- **Data lines**
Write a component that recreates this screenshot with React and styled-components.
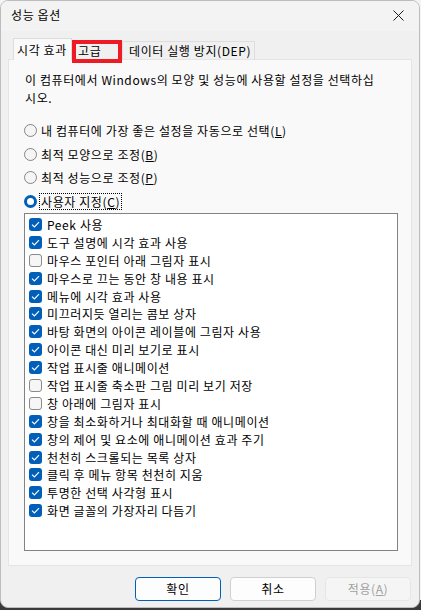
import React from 'react';
import styled, { createGlobalStyle } from 'styled-components';

const Global = createGlobalStyle`
html, body {
  margin: 0;
  padding: 0;
}
body {
  width: 421px;
  height: 610px;
  background: linear-gradient(to bottom, #f4f4f4 0, #f4f4f4 600px, #3a3a3a 600px);
  font-family: "Noto Sans CJK KR", "Noto Sans", sans-serif;
  font-size: 12px;
  letter-spacing: 0.6px;
  color: #000;
}
`;

const Window = styled.div`
width: 420px;
height: 608px;
box-sizing: border-box;
border: 1px solid #bdbdbd;
border-radius: 8px;
background: #f0f0f0;
display: flex;
flex-direction: column;
overflow: hidden;
`;

const TitleBar = styled.div`
height: 30px;
flex: none;
display: flex;
align-items: center;
justify-content: space-between;
padding-left: 10px;
background: #f3f3f3;
`;

const Title = styled.span`
font-size: 12px;
line-height: 16px;
margin-top: -2px;
`;

const CloseButton = styled.div`
width: 46px;
height: 30px;
display: flex;
align-items: center;
justify-content: center;
margin-right: -2px;
margin-top: -2px;
`;

const Body = styled.div`
flex: 1;
display: flex;
flex-direction: column;
padding: 7px 7px 6px 7px;
`;

const TabRow = styled.div`
display: flex;
align-items: flex-end;
margin-left: 5px;
margin-bottom: -1px;
position: relative;
z-index: 1;
`;

const Tab = styled.div`
position: relative;
box-sizing: border-box;
width: ${p => p.w}px;
height: ${p => (p.active ? '22px' : '19px')};
padding-left: ${p => (p.active ? '3px' : '6px')};
display: flex;
align-items: center;
background: ${p => (p.active ? '#f9f9f9' : '#f0f0f0')};
border: 1px solid #dddddd;
border-bottom: ${p => (p.active ? 'none' : '1px solid #e5e5e5')};
border-left: ${p => (p.first || p.active ? '1px solid #dddddd' : 'none')};
line-height: 16px;
white-space: nowrap;

${p => p.marked && `
  &::after {
    content: '';
    position: absolute;
    left: 0;
    top: -2px;
    right: 0;
    bottom: -4px;
    border: 4px solid #ed1c24;
  }
`}
`;

const Panel = styled.div`
flex: 1;
display: flex;
flex-direction: column;
background: #f9f9f9;
border: 1px solid #e5e5e5;
padding: 11px 13px 0 15px;
`;

const Description = styled.p`
margin: 0 0 0 1px;
line-height: 18px;
`;

const RadioGroup = styled.div`
margin-top: 12px;
display: flex;
flex-direction: column;
`;

const RadioRow = styled.div`
height: 23.5px;
display: flex;
align-items: center;
gap: 3px;
`;

const Radio = styled.span`
width: 13px;
height: 13px;
box-sizing: border-box;
border-radius: 50%;
flex: none;
border: ${p => (p.checked ? '3.5px solid #005fb8' : '1px solid #858585')};
background: ${p => (p.checked ? '#ffffff' : '#f5f5f5')};
`;

const RadioLabel = styled.span`
line-height: 15px;
padding: 0 1px;
outline: ${p => (p.focused ? '1px dotted #000' : 'none')};
`;

const ListBox = styled.div`
width: 374px;
box-sizing: border-box;
flex: 1;
margin-bottom: 14px;
background: #fff;
border: 1px solid #838383;
padding: 1.5px 0 0 4px;
`;

const CheckRow = styled.div`
height: 17.9px;
display: flex;
align-items: center;
gap: 5px;
white-space: nowrap;
`;

const Box = styled.span`
width: 13px;
height: 13px;
box-sizing: border-box;
border-radius: 3px;
flex: none;
display: flex;
align-items: center;
justify-content: center;
background: ${p => (p.checked ? '#005fb8' : '#f6f6f6')};
border: ${p => (p.checked ? 'none' : '1px solid #8a8a8a')};
`;

const ButtonRow = styled.div`
display: flex;
justify-content: flex-end;
gap: 9px;
margin-top: 11px;
padding-right: 1px;
`;

const Button = styled.div`
width: 86px;
height: 24px;
box-sizing: border-box;
display: flex;
align-items: center;
justify-content: center;
border-radius: 4px;
background: ${p => (p.disabled ? '#f5f5f5' : '#fdfdfd')};
border: 1px solid ${p => (p.primary ? '#005fb8' : p.disabled ? '#e5e5e5' : '#d0d0d0')};
color: ${p => (p.disabled ? '#a0a0a0' : '#000')};
line-height: 16px;
`;

const radios = [
  ['내 컴퓨터에 가장 좋은 설정을 자동으로 선택', 'L'],
  ['최적 모양으로 조정', 'B'],
  ['최적 성능으로 조정', 'P'],
  ['사용자 지정', 'C'],
];

const options = [
  ['Peek 사용', true],
  ['도구 설명에 시각 효과 사용', true],
  ['마우스 포인터 아래 그림자 표시', false],
  ['마우스로 끄는 동안 창 내용 표시', true],
  ['메뉴에 시각 효과 사용', true],
  ['미끄러지듯 열리는 콤보 상자', true],
  ['바탕 화면의 아이콘 레이블에 그림자 사용', true],
  ['아이콘 대신 미리 보기로 표시', true],
  ['작업 표시줄 애니메이션', true],
  ['작업 표시줄 축소판 그림 미리 보기 저장', false],
  ['창 아래에 그림자 표시', false],
  ['창을 최소화하거나 최대화할 때 애니메이션', true],
  ['창의 제어 및 요소에 애니메이션 효과 주기', true],
  ['천천히 스크롤되는 목록 상자', true],
  ['클릭 후 메뉴 항목 천천히 지움', true],
  ['투명한 선택 사각형 표시', true],
  ['화면 글꼴의 가장자리 다듬기', true],
];

function Check() {
  return (
    <svg width="9" height="7" viewBox="0 0 9 7">
      <path d="M1 3.6 L3.4 6 L8 1.2" fill="none" stroke="#fff" strokeWidth="1.2" />
    </svg>
  );
}

export default function App() {
  return (
    <>
      <Global />
      <Window>
        <TitleBar>
          <Title>성능 옵션</Title>
          <CloseButton>
            <svg width="11" height="11" viewBox="0 0 11 11">
              <path d="M0.5 0.5 L10.5 10.5 M10.5 0.5 L0.5 10.5" stroke="#1a1a1a" strokeWidth="1" />
            </svg>
          </CloseButton>
        </TitleBar>
        <Body>
          <TabRow>
            <Tab active first w={59}>시각 효과</Tab>
            <Tab marked w={51}>고급</Tab>
            <Tab w={132}>데이터 실행 방지(DEP)</Tab>
          </TabRow>
          <Panel>
            <Description>
              이 컴퓨터에서 Windows의 모양 및 성능에 사용할 설정을 선택하십
              <br />
              시오.
            </Description>
            <RadioGroup>
              {radios.map(([label, key], i) => (
                <RadioRow key={key}>
                  <Radio checked={i === 3} />
                  <RadioLabel focused={i === 3}>
                    {label}(<u>{key}</u>)
                  </RadioLabel>
                </RadioRow>
              ))}
            </RadioGroup>
            <ListBox>
              {options.map(([label, on]) => (
                <CheckRow key={label}>
                  <Box checked={on}>{on && <Check />}</Box>
                  <span>{label}</span>
                </CheckRow>
              ))}
            </ListBox>
          </Panel>
          <ButtonRow>
            <Button primary>확인</Button>
            <Button>취소</Button>
            <Button disabled>
              <span>
                적용(<u>A</u>)
              </span>
            </Button>
          </ButtonRow>
        </Body>
      </Window>
    </>
  );
}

- **Set task**
Restate the whole listing above exactly, except for its images.

- **Correct output**
Write a component that recreates this screenshot with React and styled-components.
import React from 'react';
import styled, { createGlobalStyle } from 'styled-components';

const Global = createGlobalStyle`
html, body {
  margin: 0;
  padding: 0;
}
body {
  width: 421px;
  height: 610px;
  background: linear-gradient(to bottom, #f4f4f4 0, #f4f4f4 600px, #3a3a3a 600px);
  font-family: "Noto Sans CJK KR", "Noto Sans", sans-serif;
  font-size: 12px;
  letter-spacing: 0.6px;
  color: #000;
}
`;

const Window = styled.div`
width: 420px;
height: 608px;
box-sizing: border-box;
border: 1px solid #bdbdbd;
border-radius: 8px;
background: #f0f0f0;
display: flex;
flex-direction: column;
overflow: hidden;
`;

const TitleBar = styled.div`
height: 30px;
flex: none;
display: flex;
align-items: center;
justify-content: space-between;
padding-left: 10px;
background: #f3f3f3;
`;

const Title = styled.span`
font-size: 12px;
line-height: 16px;
margin-top: -2px;
`;

const CloseButton = styled.div`
width: 46px;
height: 30px;
display: flex;
align-items: center;
justify-content: center;
margin-right: -2px;
margin-top: -2px;
`;

const Body = styled.div`
flex: 1;
display: flex;
flex-direction: column;
padding: 7px 7px 6px 7px;
`;

const TabRow = styled.div`
display: flex;
align-items: flex-end;
margin-left: 5px;
margin-bottom: -1px;
position: relative;
z-index: 1;
`;

const Tab = styled.div`
position: relative;
box-sizing: border-box;
width: ${p => p.w}px;
height: ${p => (p.active ? '22px' : '19px')};
padding-left: ${p => (p.active ? '3px' : '6px')};
display: flex;
align-items: center;
background: ${p => (p.active ? '#f9f9f9' : '#f0f0f0')};
border: 1px solid #dddddd;
border-bottom: ${p => (p.active ? 'none' : '1px solid #e5e5e5')};
border-left: ${p => (p.first || p.active ? '1px solid #dddddd' : 'none')};
line-height: 16px;
white-space: nowrap;

${p => p.marked && `
  &::after {
    content: '';
    position: absolute;
    left: 0;
    top: -2px;
    right: 0;
    bottom: -4px;
    border: 4px solid #ed1c24;
  }
`}
`;

const Panel = styled.div`
flex: 1;
display: flex;
flex-direction: column;
background: #f9f9f9;
border: 1px solid #e5e5e5;
padding: 11px 13px 0 15px;
`;

const Description = styled.p`
margin: 0 0 0 1px;
line-height: 18px;
`;

const RadioGroup = styled.div`
margin-top: 12px;
display: flex;
flex-direction: column;
`;

const RadioRow = styled.div`
height: 23.5px;
display: flex;
align-items: center;
gap: 3px;
`;

const Radio = styled.span`
width: 13px;
height: 13px;
box-sizing: border-box;
border-radius: 50%;
flex: none;
border: ${p => (p.checked ? '3.5px solid #005fb8' : '1px solid #858585')};
background: ${p => (p.checked ? '#ffffff' : '#f5f5f5')};
`;

const RadioLabel = styled.span`
line-height: 15px;
padding: 0 1px;
outline: ${p => (p.focused ? '1px dotted #000' : 'none')};
`;

const ListBox = styled.div`
width: 374px;
box-sizing: border-box;
flex: 1;
margin-bottom: 14px;
background: #fff;
border: 1px solid #838383;
padding: 1.5px 0 0 4px;
`;

const CheckRow = styled.div`
height: 17.9px;
display: flex;
align-items: center;
gap: 5px;
white-space: nowrap;
`;

const Box = styled.span`
width: 13px;
height: 13px;
box-sizing: border-box;
border-radius: 3px;
flex: none;
display: flex;
align-items: center;
justify-content: center;
background: ${p => (p.checked ? '#005fb8' : '#f6f6f6')};
border: ${p => (p.checked ? 'none' : '1px solid #8a8a8a')};
`;

const ButtonRow = styled.div`
display: flex;
justify-content: flex-end;
gap: 9px;
margin-top: 11px;
padding-right: 1px;
`;

const Button = styled.div`
width: 86px;
height: 24px;
box-sizing: border-box;
display: flex;
align-items: center;
justify-content: center;
border-radius: 4px;
background: ${p => (p.disabled ? '#f5f5f5' : '#fdfdfd')};
border: 1px solid ${p => (p.primary ? '#005fb8' : p.disabled ? '#e5e5e5' : '#d0d0d0')};
color: ${p => (p.disabled ? '#a0a0a0' : '#000')};
line-height: 16px;
`;

const radios = [
  ['내 컴퓨터에 가장 좋은 설정을 자동으로 선택', 'L'],
  ['최적 모양으로 조정', 'B'],
  ['최적 성능으로 조정', 'P'],
  ['사용자 지정', 'C'],
];

const options = [
  ['Peek 사용', true],
  ['도구 설명에 시각 효과 사용', true],
  ['마우스 포인터 아래 그림자 표시', false],
  ['마우스로 끄는 동안 창 내용 표시', true],
  ['메뉴에 시각 효과 사용', true],
  ['미끄러지듯 열리는 콤보 상자', true],
  ['바탕 화면의 아이콘 레이블에 그림자 사용', true],
  ['아이콘 대신 미리 보기로 표시', true],
  ['작업 표시줄 애니메이션', true],
  ['작업 표시줄 축소판 그림 미리 보기 저장', false],
  ['창 아래에 그림자 표시', false],
  ['창을 최소화하거나 최대화할 때 애니메이션', true],
  ['창의 제어 및 요소에 애니메이션 효과 주기', true],
  ['천천히 스크롤되는 목록 상자', true],
  ['클릭 후 메뉴 항목 천천히 지움', true],
  ['투명한 선택 사각형 표시', true],
  ['화면 글꼴의 가장자리 다듬기', true],
];

function Check() {
  return (
    <svg width="9" height="7" viewBox="0 0 9 7">
      <path d="M1 3.6 L3.4 6 L8 1.2" fill="none" stroke="#fff" strokeWidth="1.2" />
    </svg>
  );
}

export default function App() {
  return (
    <>
      <Global />
      <Window>
        <TitleBar>
          <Title>성능 옵션</Title>
          <CloseButton>
            <svg width="11" height="11" viewBox="0 0 11 11">
              <path d="M0.5 0.5 L10.5 10.5 M10.5 0.5 L0.5 10.5" stroke="#1a1a1a" strokeWidth="1" />
            </svg>
          </CloseButton>
        </TitleBar>
        <Body>
          <TabRow>
            <Tab active first w={59}>시각 효과</Tab>
            <Tab marked w={51}>고급</Tab>
            <Tab w={132}>데이터 실행 방지(DEP)</Tab>
          </TabRow>
          <Panel>
            <Description>
              이 컴퓨터에서 Windows의 모양 및 성능에 사용할 설정을 선택하십
              <br />
              시오.
            </Description>
            <RadioGroup>
              {radios.map(([label, key], i) => (
                <RadioRow key={key}>
                  <Radio checked={i === 3} />
                  <RadioLabel focused={i === 3}>
                    {label}(<u>{key}</u>)
                  </RadioLabel>
                </RadioRow>
              ))}
            </RadioGroup>
            <ListBox>
              {options.map(([label, on]) => (
                <CheckRow key={label}>
                  <Box checked={on}>{on && <Check />}</Box>
                  <span>{label}</span>
                </CheckRow>
              ))}
            </ListBox>
          </Panel>
          <ButtonRow>
            <Button primary>확인</Button>
            <Button>취소</Button>
            <Button disabled>
              <span>
                적용(<u>A</u>)
              </span>
            </Button>
          </ButtonRow>
        </Body>
      </Window>
    </>
  );
}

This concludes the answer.